In 1945, Lane Fox was appointed to command the Yorkshire Hussars, of which his father-in-law Lord Bingley was honorary colonel. He retired from the Army in 1946.

==Later life and family==
After the death of Lord Bingley in 1947, Francis and the Hon Marcia Lane Fox took over the running of the Bramham Park estate. They had 3 children and 8 grandchildren:
- Major George Francis Lane Fox, Royal Horse Guards (born 15 May 1931, died 9 October 2012), married on 10 August 1962 to Helen Victoria Duff and had 3 sons:
  - Captain George Charles Nicholas Lane Fox (born 25 December 1963), current head of the Lane Fox-family, married to the Hon.
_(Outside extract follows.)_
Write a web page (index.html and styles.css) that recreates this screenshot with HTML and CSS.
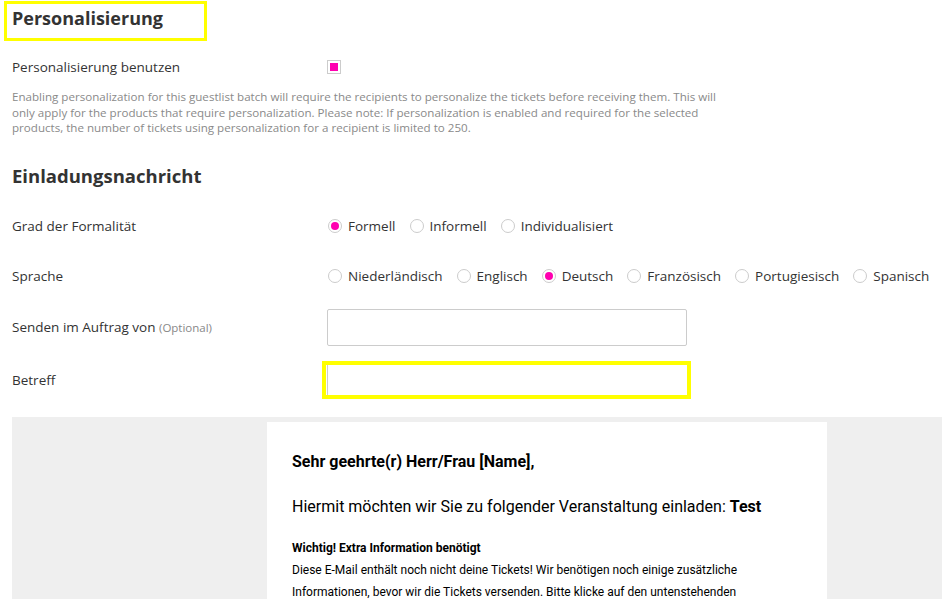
FILE: index.html
```html
<!DOCTYPE html>
<html lang="de">
<head>
<meta charset="utf-8">
<title>Einladung</title>
<link rel="stylesheet" href="styles.css">
</head>
<body>
<div class="page">
  <div class="hl-title"><h2 class="section-title">Personalisierung</h2></div>

  <div class="check-row">
    <span class="label">Personalisierung benutzen</span>
    <span class="checkbox checked"></span>
  </div>
  <p class="help">Enabling personalization for this guestlist batch will require the recipients to personalize the tickets before receiving them. This will<br>only apply for the products that require personalization. Please note: If personalization is enabled and required for the selected<br>products, the number of tickets using personalization for a recipient is limited to 250.</p>

  <h2 class="section-title second">Einladungsnachricht</h2>

  <div class="form">
    <div class="row">
      <div class="label">Grad der Formalität</div>
      <div class="radios">
        <span class="radio checked"></span><span class="opt">Formell</span>
        <span class="radio"></span><span class="opt">Informell</span>
        <span class="radio"></span><span class="opt">Individualisiert</span>
      </div>
    </div>

    <div class="row r2">
      <div class="label">Sprache</div>
      <div class="radios">
        <span class="radio"></span><span class="opt">Niederländisch</span>
        <span class="radio"></span><span class="opt">Englisch</span>
        <span class="radio checked"></span><span class="opt">Deutsch</span>
        <span class="radio"></span><span class="opt">Französisch</span>
        <span class="radio"></span><span class="opt">Portugiesisch</span>
        <span class="radio"></span><span class="opt">Spanisch</span>
      </div>
    </div>

    <div class="row r3">
      <div class="label">Senden im Auftrag von <span class="optional">(Optional)</span></div>
      <input class="input" type="text">
    </div>

    <div class="row r4">
      <div class="label">Betreff</div>
      <div class="hl-input"><input class="input inner" type="text"></div>
    </div>
  </div>

  <div class="preview">
    <div class="mail">
      <p class="greet">Sehr geehrte(r) Herr/Frau [Name],</p>
      <p class="intro">Hiermit möchten wir Sie zu folgender Veranstaltung einladen: <b>Test</b></p>
      <p class="important"><b>Wichtig! Extra Information benötigt</b><br>Diese E-Mail enthält noch nicht deine Tickets! Wir benötigen noch einige zusätzliche<br>Informationen, bevor wir die Tickets versenden. Bitte klicke auf den untenstehenden</p>
    </div>
  </div>
</div>
</body>
</html>
```

FILE: styles.css
```css
html, body {
  margin: 0;
  padding: 0;
  background: #fff;
  overflow: hidden;
}
body {
  font-family: "Open Sans", Lato, sans-serif;
  color: #333;
}
.page {
  width: 942px;
  height: 599px;
  overflow: hidden;
}
.hl-title {
  margin: 1px 0 0 4px;
  width: 197px;
  height: 34px;
  border: 3px solid #ffff00;
  display: flex;
  align-items: center;
}
.section-title {
  margin: 0;
  font-size: 18px;
  font-weight: 700;
  color: #333;
  padding-left: 5px;
  line-height: 26px;
}
.hl-title .section-title {
  margin-top: -6px;
}
.section-title.second {
  padding-left: 12px;
  margin-top: 27px;
  height: 26px;
  font-size: 18.5px;
}
.label {
  font-size: 13.5px;
  color: #333;
  width: 315px;
  flex: none;
}
.check-row {
  display: flex;
  align-items: center;
  padding-left: 12px;
  margin-top: 16px;
  height: 20px;
}
.checkbox {
  width: 12px;
  height: 12px;
  border: 1px solid #ccc;
  background: #fff;
  display: flex;
  align-items: center;
  justify-content: center;
}
.checkbox.checked::after {
  content: "";
  width: 8px;
  height: 8px;
  background: #ff00b0;
}
.help {
  margin: 12px 0 0 12px;
  font-size: 11.6px;
  line-height: 15.5px;
  color: #8a8a8a;
  white-space: nowrap;
}
.form {
  padding-left: 12px;
  margin-top: 19px;
}
.row {
  display: flex;
  align-items: center;
  height: 37px;
}
.row.r2 { margin-top: 13px; }
.row.r3 { margin-top: 14px; }
.row.r4 { margin-top: 16px; }
.radios {
  display: flex;
  align-items: center;
  font-size: 13.5px;
  color: #333;
}
.radio {
  width: 12px;
  height: 12px;
  border: 1px solid #ccc;
  border-radius: 50%;
  display: flex;
  align-items: center;
  justify-content: center;
  margin-left: 1px;
}
.radio.checked::after {
  content: "";
  width: 8px;
  height: 8px;
  border-radius: 50%;
  background: #ff00b0;
}
.opt {
  margin-left: 6px;
  margin-right: 13px;
}
.optional {
  font-size: 11.5px;
  color: #888;
}
.input {
  width: 360px;
  height: 37px;
  box-sizing: border-box;
  border: 1px solid #ccc;
  border-radius: 2px;
  background: #fff;
  margin: 0;
  padding: 0 8px;
}
.hl-input {
  margin-left: -5px;
  width: 361px;
  height: 30px;
  border: 4px solid #ffff00;
  display: flex;
}
.input.inner {
  width: 360px;
  height: 30px;
  border: none;
  border-left: 1px solid #ccc;
  border-radius: 0;
  margin-left: 1px;
}
.preview {
  margin: 18px 0 0 12px;
  background: #efefef;
  padding: 5px 0 0 255px;
  height: 300px;
}
.mail {
  width: 560px;
  background: #fff;
  padding: 28px 25px;
  box-sizing: border-box;
  height: 300px;
  font-family: Roboto, "Liberation Sans", sans-serif;
  color: #000;
}
.mail p {
  margin: 0;
}
.greet {
  font-size: 16px;
  font-weight: 700;
  line-height: 24px;
}
.intro {
  font-size: 16px;
  line-height: 24px;
  margin-top: 21px !important;
}
.important {
  font-size: 12px;
  line-height: 22px;
  margin-top: 18px !important;
}
```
Rachel Baring and has 5 children:
    - Sophie Grey Lane Fox (born 1991)
    - Captain George Sackville Lane Fox (born 1992), married on 22 April 2023 to Elizabeth Katie Allner
    - Frederick Evelyn Lane Fox (born 1994)
    - Charles Edward Lane Fox (born 1996)
    - Harry Patrick Lane Fox (born 1998)
  - James Richard Lane Fox (born 1966)
  - Captain Edward Sackville Lane Fox (born 1976), former private secretary to the Duke and Duchess of Sussex
- Richard Sackville Lane Fox (born 19 September 1933, died 25 October 2014), married on 11 June 1960 to the Hon. Janet Hamilton and had 2 children.
- Marcia Elizabeth Lane Fox (born 12 October 1940, died 26 August 2020), married on 12 October 1963 to Anthony Charles Wakeham and had 3 children.

Lt-Col Francis Lane Fox died on 31 July 1989, aged 89, at Bramham Park.